Another scam that is currently a threat to organisations is what is known as “CEO Fraud” or also the “Friday Afternoon Scam”.
This threat involves a fraudster spoofing an email from the CEO of a firm, to someone in the accounts department. The email will ask the employee to send funds to an account under the premise of an urgent and confidential business deal. The email may instruct the employee to await a phone call from an intermediary in the deal, who will then call the employee and provide instructions for the bank transfer.
In the US, companies have lost over $2.3 billion to these scams.
- Treat any emails like this with extreme suspicion.
- Pay close attention to the email address that the message has been sent from – confirm it is correct.
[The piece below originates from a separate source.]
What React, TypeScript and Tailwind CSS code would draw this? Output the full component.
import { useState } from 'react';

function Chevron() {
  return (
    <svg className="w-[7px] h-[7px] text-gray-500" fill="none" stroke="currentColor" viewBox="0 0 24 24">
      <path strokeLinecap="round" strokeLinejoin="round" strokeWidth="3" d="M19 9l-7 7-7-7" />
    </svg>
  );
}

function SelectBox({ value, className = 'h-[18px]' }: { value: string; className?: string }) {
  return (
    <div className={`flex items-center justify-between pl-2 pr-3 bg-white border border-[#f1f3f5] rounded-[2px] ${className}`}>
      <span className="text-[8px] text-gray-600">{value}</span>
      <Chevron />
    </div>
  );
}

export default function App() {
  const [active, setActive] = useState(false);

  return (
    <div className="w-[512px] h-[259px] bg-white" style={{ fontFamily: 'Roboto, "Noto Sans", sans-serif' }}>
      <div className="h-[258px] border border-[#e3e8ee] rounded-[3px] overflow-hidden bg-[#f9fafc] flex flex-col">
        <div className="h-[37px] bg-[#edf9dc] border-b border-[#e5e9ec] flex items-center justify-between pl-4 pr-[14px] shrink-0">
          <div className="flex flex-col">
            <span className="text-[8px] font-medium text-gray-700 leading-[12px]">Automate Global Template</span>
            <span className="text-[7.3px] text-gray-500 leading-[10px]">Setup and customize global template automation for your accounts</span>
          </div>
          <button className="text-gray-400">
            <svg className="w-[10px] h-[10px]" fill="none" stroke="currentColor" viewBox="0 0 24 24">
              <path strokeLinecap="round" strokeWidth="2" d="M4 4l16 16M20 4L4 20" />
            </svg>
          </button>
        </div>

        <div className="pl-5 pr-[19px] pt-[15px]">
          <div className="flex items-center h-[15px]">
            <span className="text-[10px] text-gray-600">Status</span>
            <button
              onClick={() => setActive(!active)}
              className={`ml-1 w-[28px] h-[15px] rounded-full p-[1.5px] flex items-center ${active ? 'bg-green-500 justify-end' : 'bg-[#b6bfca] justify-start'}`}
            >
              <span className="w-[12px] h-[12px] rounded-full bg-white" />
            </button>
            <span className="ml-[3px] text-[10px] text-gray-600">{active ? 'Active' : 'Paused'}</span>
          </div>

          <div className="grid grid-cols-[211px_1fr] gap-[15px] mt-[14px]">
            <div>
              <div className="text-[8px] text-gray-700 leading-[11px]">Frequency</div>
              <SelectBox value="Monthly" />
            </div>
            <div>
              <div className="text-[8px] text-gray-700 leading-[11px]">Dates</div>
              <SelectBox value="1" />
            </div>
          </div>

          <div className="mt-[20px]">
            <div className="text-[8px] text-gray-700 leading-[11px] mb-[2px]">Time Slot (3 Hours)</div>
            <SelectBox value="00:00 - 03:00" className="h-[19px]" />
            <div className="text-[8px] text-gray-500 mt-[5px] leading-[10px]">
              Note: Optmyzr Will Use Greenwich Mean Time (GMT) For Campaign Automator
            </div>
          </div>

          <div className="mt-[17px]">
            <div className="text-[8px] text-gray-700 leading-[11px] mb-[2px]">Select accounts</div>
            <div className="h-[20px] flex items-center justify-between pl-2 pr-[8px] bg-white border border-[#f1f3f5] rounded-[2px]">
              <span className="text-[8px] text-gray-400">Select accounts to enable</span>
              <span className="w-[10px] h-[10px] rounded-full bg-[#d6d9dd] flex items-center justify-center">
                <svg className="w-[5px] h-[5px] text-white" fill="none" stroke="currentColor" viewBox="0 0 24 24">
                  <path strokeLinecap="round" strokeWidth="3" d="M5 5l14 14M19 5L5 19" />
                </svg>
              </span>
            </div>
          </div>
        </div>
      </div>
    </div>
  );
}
- Create a company policy on processing ad-hoc transactions which requires the request is verified as legitimate through a second form of communication.
The most successful attacks are timed at the right moment, and it isn’t a coincidence. The best cyber criminals will quietly infiltrate business networks by phishing another employee and deploying malware which enables them to monitor communications in order to discover both how and when to strike. Through their access to similar accounts related correspondence, the criminals can figure out who they need to target and how to make their request appear more credible.
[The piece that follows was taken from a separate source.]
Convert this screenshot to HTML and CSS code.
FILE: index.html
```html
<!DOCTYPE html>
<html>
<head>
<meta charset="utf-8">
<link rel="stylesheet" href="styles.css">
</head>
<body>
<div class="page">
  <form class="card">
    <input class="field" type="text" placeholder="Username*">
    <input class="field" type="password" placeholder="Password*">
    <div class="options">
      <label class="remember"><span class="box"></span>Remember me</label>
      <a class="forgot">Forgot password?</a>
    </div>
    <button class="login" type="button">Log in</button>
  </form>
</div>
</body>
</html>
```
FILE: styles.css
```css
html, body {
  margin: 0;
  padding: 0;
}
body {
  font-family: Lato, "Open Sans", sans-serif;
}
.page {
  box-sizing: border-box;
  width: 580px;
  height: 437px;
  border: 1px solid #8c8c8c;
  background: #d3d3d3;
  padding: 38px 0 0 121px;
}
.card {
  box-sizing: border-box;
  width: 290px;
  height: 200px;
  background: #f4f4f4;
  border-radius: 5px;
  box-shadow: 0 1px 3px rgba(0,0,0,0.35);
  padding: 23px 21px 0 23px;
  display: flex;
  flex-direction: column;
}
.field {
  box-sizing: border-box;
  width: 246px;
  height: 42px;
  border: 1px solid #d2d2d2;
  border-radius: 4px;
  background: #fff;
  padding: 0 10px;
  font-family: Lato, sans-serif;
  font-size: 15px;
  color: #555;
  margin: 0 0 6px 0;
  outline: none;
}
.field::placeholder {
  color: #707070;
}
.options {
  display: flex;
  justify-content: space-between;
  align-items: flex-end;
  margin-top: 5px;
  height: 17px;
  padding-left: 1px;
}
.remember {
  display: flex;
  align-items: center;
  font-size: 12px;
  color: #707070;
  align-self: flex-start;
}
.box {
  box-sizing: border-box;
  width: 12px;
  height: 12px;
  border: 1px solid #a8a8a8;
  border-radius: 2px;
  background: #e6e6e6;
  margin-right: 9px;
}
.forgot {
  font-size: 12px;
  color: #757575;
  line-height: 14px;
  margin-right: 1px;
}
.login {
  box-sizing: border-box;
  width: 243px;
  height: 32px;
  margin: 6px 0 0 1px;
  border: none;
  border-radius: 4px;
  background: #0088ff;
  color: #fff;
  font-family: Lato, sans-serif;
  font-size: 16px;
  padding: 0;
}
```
The email will then be sent at a time when the boss is out of the office.
Never Plug Anything into the USB Slots on Your Computer Unless…
… you know 100% that it is safe. If it hasn’t been given to you by someone you know and trust, or you haven’t bought it brand new, in sealed packaging from a trusted retailer or supplier, then you shouldn’t plug it in.
“Baiting” is a technique cyber criminals have been using to compromise business networks for a long time. USB memory sticks or flash drives are most commonly used, but anything that plugs in via USB can be made to deploy malware to a PC.
Criminals will leave USB sticks in locations where they will be found, for example the toilets in the building where their target company is located. This usually plays on the human sense of curiosity, so they might label the memory stick something like “Company Salaries 2016” or “Confidential”. Alternatively, an interesting or novelty USB device will be left around as the finder may be more likely to want to use it.
Compromising business networks in this way allows the cyber criminals to cause disruption, bring systems down, or stay in the background monitoring communications and gathering information to help with other crimes (e.g. CEO Fraud as mentioned above).
Another way employees can be tricked to allow cyber criminals a route into a business is through Public WiFi.
Connecting to Public WiFi in Coffee Shops a Security Risk?
When you choose a free WiFi hotspot to connect to, you could actually be connecting to one set up by a hacker using a cheap, easy to get hold of device as shown in the image. They are then able to sit in between you and the internet, collecting all of the information you send to and receive from websites. This could be anything, such as log-in details.
This is known as a “man in the middle attack”. The criminal can also hi-jack your browser, push notifications to your device to download “updates” that are actually malware, or re-direct you to sites that look like the ones you visit, but contain malware. This malware can then spread inside a business network after you disconnect and go back to work.